Upton Needs to “Get Back on the Horse” Soon


I am beginning to worry a bit about Tampa Bay Rays CF B J Upton. Not because he is missing vital Spring time in the field, but because sometimes letting a fear fester can be his own worst enemy. The reasoning for this worry stems from a recent collision between Upton and Rays LF Desmond Jennings that left both with soreness, stiffness and bouts of pain.

The worst injury unfortunately is the one we can not see with our eyes, or predict with any clarity. The mind is notorious for making the imagery of the event and the aftermath blur and sometimes amplify to the point where the athlete doesn’t venture into that same situation again with abandon, but with caution and fear for a return engagement with the grass and a visit from the Rays training staff.

This is the fear I have right now that Upton’s confidence is damaged. Not beyond repair, but he needs to get into game action soon, face the demon of another “dying quail between himself and the Rays infield, or a long drive high in the gap that he can run under, or take command of with confidence. Right now Upton could have the same hesitation that an NFL receiver feels initially after a jarring hit over the middle, or when he is somersaulting through the air after being up-ended.

Hearing footsteps, taking an extra degree of caution while running towards a ball can be detrimental to the style and devil-may-care attitude Upton has shown as he has risen up the ranks to become a top-tier defensive outfielder. Taking a second off his response time, a hesitation in his start towards a ball in flight or fearing another collision with a teammate could derail all the good deeds he has done in the Rays outfield since 2007.

The cure for this illness is simple. Upton needs to get back onto the field as soon as possible, have a high fly ball hit into the gap or in front of him and he needs to make the play like he did 1,000′s of times before his recent collision. The problem is right now, he is not on the field. Taking that first step onto the field during a contest is the first vital step in his recovery.

Sure some will say he needs to heal his physical wounds before he can stave off his mental issues, but that is malarkey. Getting back on his proverbial horse, seeing the ball again as just a white sphere and not something that almost took his livelihood away is paramount. Miscalculations happen every day in sports either by players in the field or on the mound, and they bounce back with better clarity and understanding of what to do “next time” a similar situation rears its ugly head.

A good word of advice is possibly Upton becoming more vocal, being the QB in the outfield and calling off infielders or his corner outfielders when he feels he has a legitimate shot at a ball.
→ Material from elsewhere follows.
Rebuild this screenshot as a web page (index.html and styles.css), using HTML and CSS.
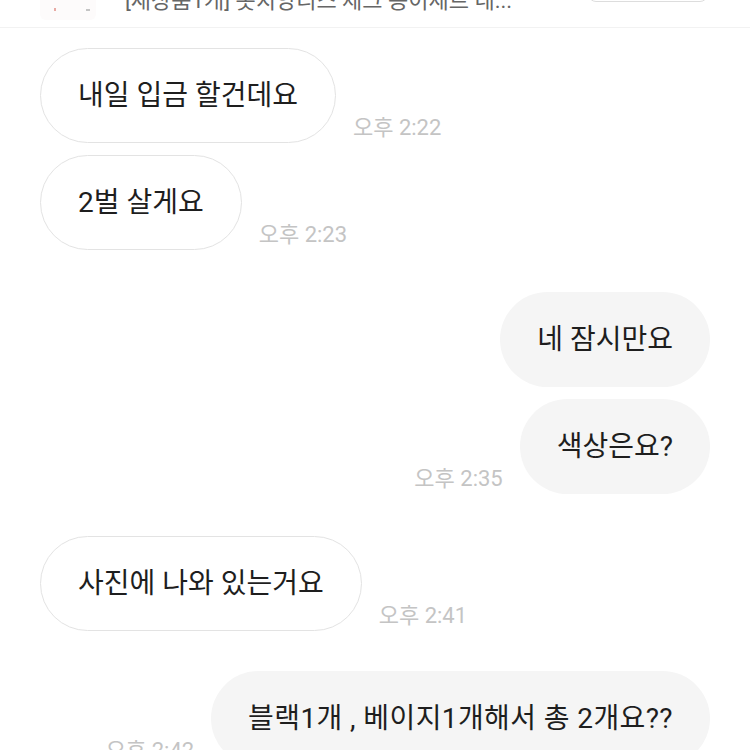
FILE: index.html
```html
<!DOCTYPE html>
<html lang="ko">
<head>
    <meta charset="UTF-8">
    <meta name="viewport" content="width=device-width, initial-scale=1.0">
    <title>채팅</title>
    <link rel="stylesheet" href="styles.css">
</head>
<body>
    <div class="product-bar">
        <div class="product-row">
            <div class="thumb">
                <span class="thumb-mark red"></span>
                <span class="thumb-mark gray"></span>
            </div>
            <div class="product-title">[새상품1개] 봇치앙리스 체크 봉이세트 네...</div>
            <div class="product-btn"></div>
        </div>
    </div>

    <div class="chat">
        <div class="msg msg-in">
            <div class="bubble">내일 입금 할건데요</div>
            <div class="time">오후 2:22</div>
        </div>
        <div class="msg msg-in">
            <div class="bubble">2벌 살게요</div>
            <div class="time">오후 2:23</div>
        </div>

        <div class="msg msg-out group-start">
            <div class="bubble">네 잠시만요</div>
        </div>
        <div class="msg msg-out">
            <div class="time">오후 2:35</div>
            <div class="bubble">색상은요?</div>
        </div>

        <div class="msg msg-in group-start">
            <div class="bubble">사진에 나와 있는거요</div>
            <div class="time">오후 2:41</div>
        </div>

        <div class="msg msg-out group-start last">
            <div class="time">오후 2:42</div>
            <div class="bubble wide">블랙1개 , 베이지1개해서 총 2개요??</div>
        </div>
    </div>
</body>
</html>
```

FILE: styles.css
```css
* {
    margin: 0;
    padding: 0;
    box-sizing: border-box;
}

body {
    font-family: Roboto, "Noto Sans CJK KR", sans-serif;
    background: #fff;
    color: #1e1e1e;
    overflow: hidden;
    height: 750px;
}

.product-bar {
    height: 28px;
    overflow: hidden;
    border-bottom: 1px solid #f2f2f2;
}

.product-row {
    display: flex;
    align-items: flex-end;
    height: 60px;
    margin-top: -44px;
    padding: 0 42px 0 40px;
}

.thumb {
    width: 56px;
    height: 56px;
    margin-bottom: -4px;
    border-radius: 6px;
    background: #fdfbfb;
    position: relative;
}

.thumb-mark {
    position: absolute;
    top: 44px;
    width: 2px;
    height: 3px;
}

.thumb-mark.red {
    left: 14px;
    background: #e8aaa4;
}

.thumb-mark.gray {
    left: 46px;
    width: 4px;
    height: 2px;
    top: 45px;
    background: #c4c4c4;
}

.product-title {
    margin-left: 29px;
    font-size: 22px;
    line-height: 30px;
    color: #666;
    white-space: nowrap;
    flex: 1;
}

.product-btn {
    width: 120px;
    height: 40px;
    margin-bottom: 14px;
    border: 1px solid #ddd;
    border-radius: 8px;
}

.chat {
    display: flex;
    flex-direction: column;
    gap: 12px;
    padding: 20px 40px 0;
}

.msg {
    display: flex;
    align-items: flex-end;
    gap: 17px;
}

.msg.group-start {
    margin-top: 30px;
}

.msg.group-start.last {
    margin-top: 28px;
}

.msg-out {
    justify-content: flex-end;
}

.bubble {
    font-size: 28px;
    line-height: 37px;
    padding: 29px 37px;
    border-radius: 48px;
    white-space: nowrap;
}

.bubble.wide {
    letter-spacing: 0.4px;
}

.msg-in .bubble {
    background: #fff;
    border: 1px solid #e3e3e3;
    padding: 28px 37px;
}

.msg-out .bubble {
    background: #f5f5f5;
}

.time {
    font-size: 22px;
    line-height: 26px;
    color: #c4c4c4;
    margin-bottom: 2px;
    white-space: nowrap;
}
```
I still remember seeing a collision between Jose Cruz Jr and Damon Rolls in shallow Right field near the foul line in 2004 that shook both players to their internal cores. Both players ended up battling their own separate demons after that event, but both also tried to get back on the field ASAP to start the mental healing process.

For many MLB seasons Upton has thrown his body around the turf in the Trop. or on the road without a care or worry or fear of mortal consequences. It is a unteachable quality to give 110% on a play most would deem a loss even before an attempt, then gripping the ball in the glove and hearing the cheers all around you. Upton needs to get back on the field and make such a play and return to that cocky level of play that endears him to us.

Banging into walls, diving face-first with his glove and arm extended is part of the work that Upton has signed up for as a MLB outfielder, and he is very good at it. But right now with him on the sidelines, letting his mind play the event over and over again, it is a dangerous time for Upton.

The sooner Upton can again take stride towards the field, take total command again of his position and hope for a redemption screaming line drive hit either to his left or right. Until that moment, Upton will rethink the event in his head, replaying it, trying to dissect it like a Science experiment instead of accepting it is part of the game. Mental toughness is as important to his game persona as his sweet swing. Letting him simmer in the dugout possibly doing a replay over and over in his mind is not good for him or the team.

I have a gut feeling the first fly ball into the gaps or in front of Upton is key to his return to the field. No matter if it is BP or game time, that first blast towards him will cause a reaction, my guess it will trigger the old “Upton” to get on his high horse and pull that stray ball into his glove like he has 1,000′s of times before. But he must first step on the field for the real on-the-job healing to begin.

 

 

2 Comments

I was there and it was bad but you’re right he does need to get back out there and learn from it…It really was DJ’s ball BJ just covers so damn much area. LoveBees

Donna,
I played Third Base for a long time as a kid and through college, and I know if I quit after the first ball came up and bopped me in the face or nose, I would of been done at 10 yrs old. “Getting Back on the Horse”, putting yourself in the same situation and conquering it is key to getting your confidence back and making strides to become fearless again. I agree, sometimes BJ can over run a screaming ball and has a habit of not announcing his presence with authority. He doesn’t have to yell, but a little vocal acknowledgement might have prevented the collision a bit. But Upton is still a top tier CFer who can get almost any ball hit in the air. Problem right now is he is healing physically while I worry about him mentally. Hopefully by Sunday he will again be manning the gaps.